23.10.2025 - 10.01.2026
Fait Gallery, Ve Vaňkovce 2, Brno
Exhibition concept: Ondřej Kotrč
The first of two overview exhibitions assesses the collecting activities of the Fait Gallery, initiated by Igor Fait and systematically developed since 2012 in synergy with the chief curator Denisa Kujelová, who worked in the gallery until mid-2025.
Given the extensive nature of the collection which comprises over 1,000 items, and considering the multiple artistic approaches and the time span covered by the collection, which ranges from the pre-war avant-garde to contemporary art, it appeared natural to organise two consecutive shows.
In order to maintain a certain homogeneity in the exhibition, it was necessary to find a simple and universal key for selecting the artists and individual works. In most cases, this took the form of an abstract geometric-constructivist tendency which, with a few exceptions, involved pure minimalism, while in other cases it was softer abstraction with connotations of a reality-inspired starting point.
Part of the exhibition is devoted to the presentation of pre-war modernism, making up the core of the collection from the very beginning. It is the cubist tendency, evident in the works of Emil Filla and the more frequently represented Antonín Procházka, that forms a link with the mentioned geometric-abstract tendency which in many cases takes on a mathematical character in the works of artists active in the second half of the 20th century.
In connection with cubism, it is also necessary to mention that the exhibition includes several works related more to contemporary art which can be described as explicitly figurative, mediating a kind of neo-cubism and thus making an exception from the rule within the exhibition concept.
A confrontational aspect is supplied by the younger generation of artists fluidly incorporated into the exhibition. They function as a subtle refreshing and at the same time convey the message that the recycling of basic forms defined in the first half of the 20th century is still relevant, even though the artists' starting points are now quite different.

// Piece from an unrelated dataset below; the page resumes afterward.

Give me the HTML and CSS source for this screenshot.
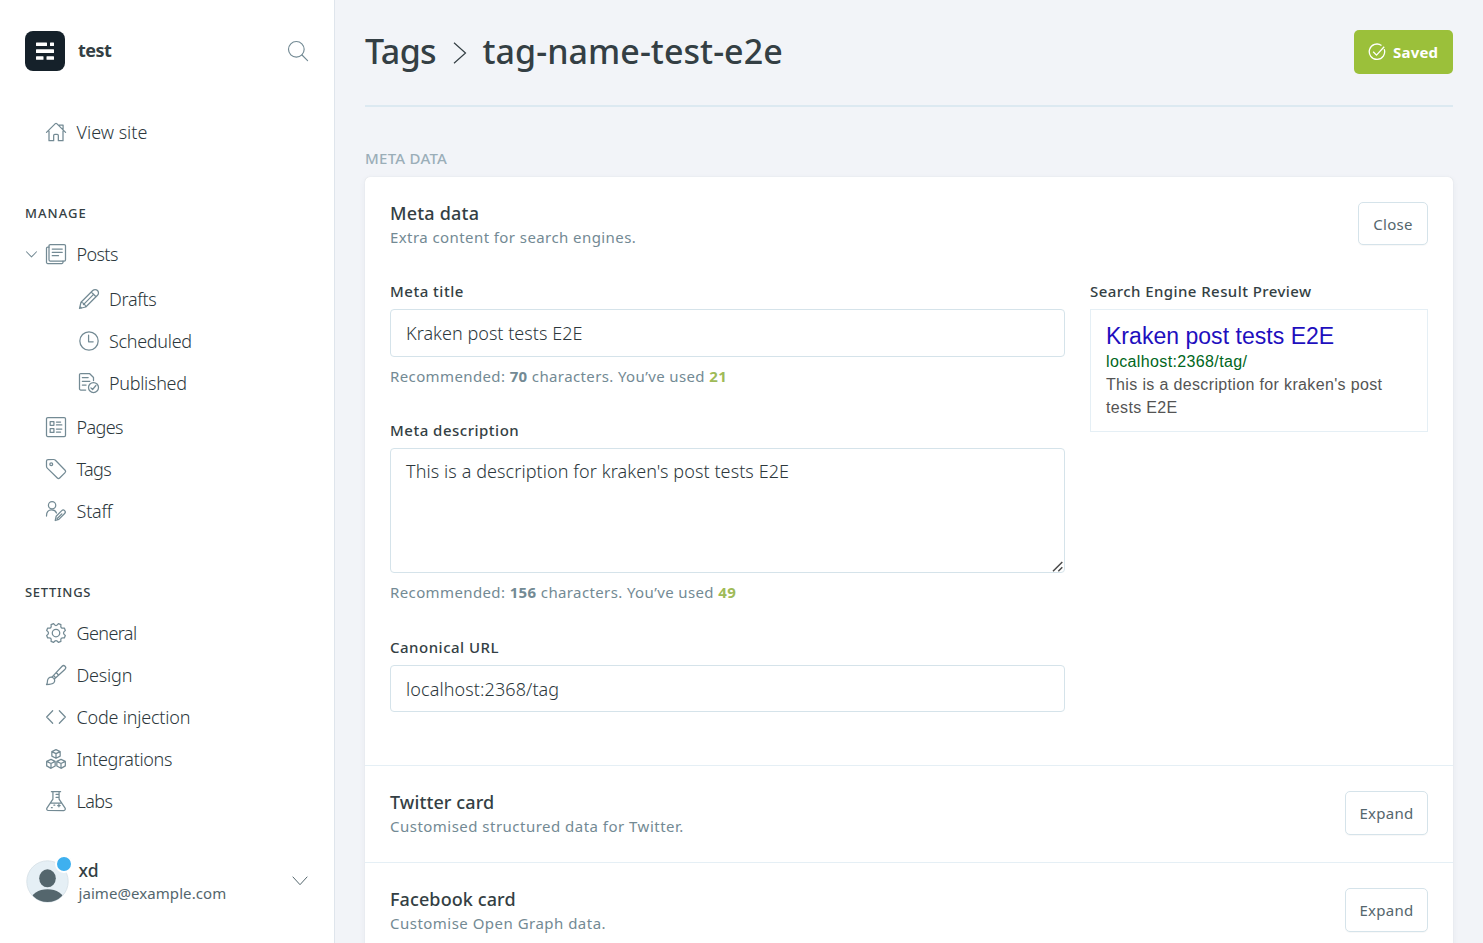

From the media perspective, the exhibition provides an overview of the segment of the collection that exclusively addresses traditional art forms such as painting, drawing, graphic art, objects, sculpture, assemblage, and various types of collage.
The overall aim of the exhibition is to present the part of the collection relating to the mentioned trends, to define and demonstrate formal and content-unifying elements among artists across the given time scope, and to set them in a mutual context.
Ondřej Kotrč
-
Fait Gallery MEM
Božetěchova Street 1 (enstrance from Metodějova Street), Brno
23/5 – 12/9/2013
Opening: 23/5/2013 at 7pm
Curator: Martin Nytra
Lukas Thaler's exhibition titled The Propeller / Vrtule specifically refers to a scene from Michelangelo Antonioni's Blow-Up, where due to a subjective interpretation the propeller becomes an object of quite a different function. This interpretation is redefining the object as an object of an aesthetic and ritual nature. The author borrowed this situation as a pattern to explain the method of his own work, for which it is significant, in addition to the interest in the subject and it’s status (as mentioned before), also conceptual reflection of a painting and a picture as a media and minimalist elliptic form that specifically incorporates and follows the visual characteristic of prefabricated materials creating an impression of rather a sophisticated art object.
In his installations Thaler treats the picture as an unstable concept, in which the painting loses its depicting qualities, and on the other hand, some subjects acquire certain characteristics of the image. By this he tries to deconstruct the relationships of objects to their symbolism and free the process of painting from its dependence on the concepts of visual representations and illusion of reality. The transcendental engagement of the subject into a situation within the frame of painting is replaced by a simple perception of shapes, volumes, textures and colors. The reason for this approach is not only the attention paid to the relationship between the sign and its meaning (which is not a valid permanent reality for the subject), but also the effort to prepare a situation in which the perception of the audience takes place on a purely emotional level.
The actual experience, purified from a symbolic reading, allows to create independent space to play with form and basic means of painting in relation to the classical requirements of abstract painting. However, the scale and resources which the author uses, rather declass the iconic sovereignty and balance the position of the audience. The tendency of ourselves, who are able to see and feel, is to decipher and define this experience, which establishes the hegemony of sign and intellect again. Efforts to forget the learned language and return into a “prenatal stage” of experiencing the reality in a pure, sensual level become a virtually utopian dream. We return back to the propeller.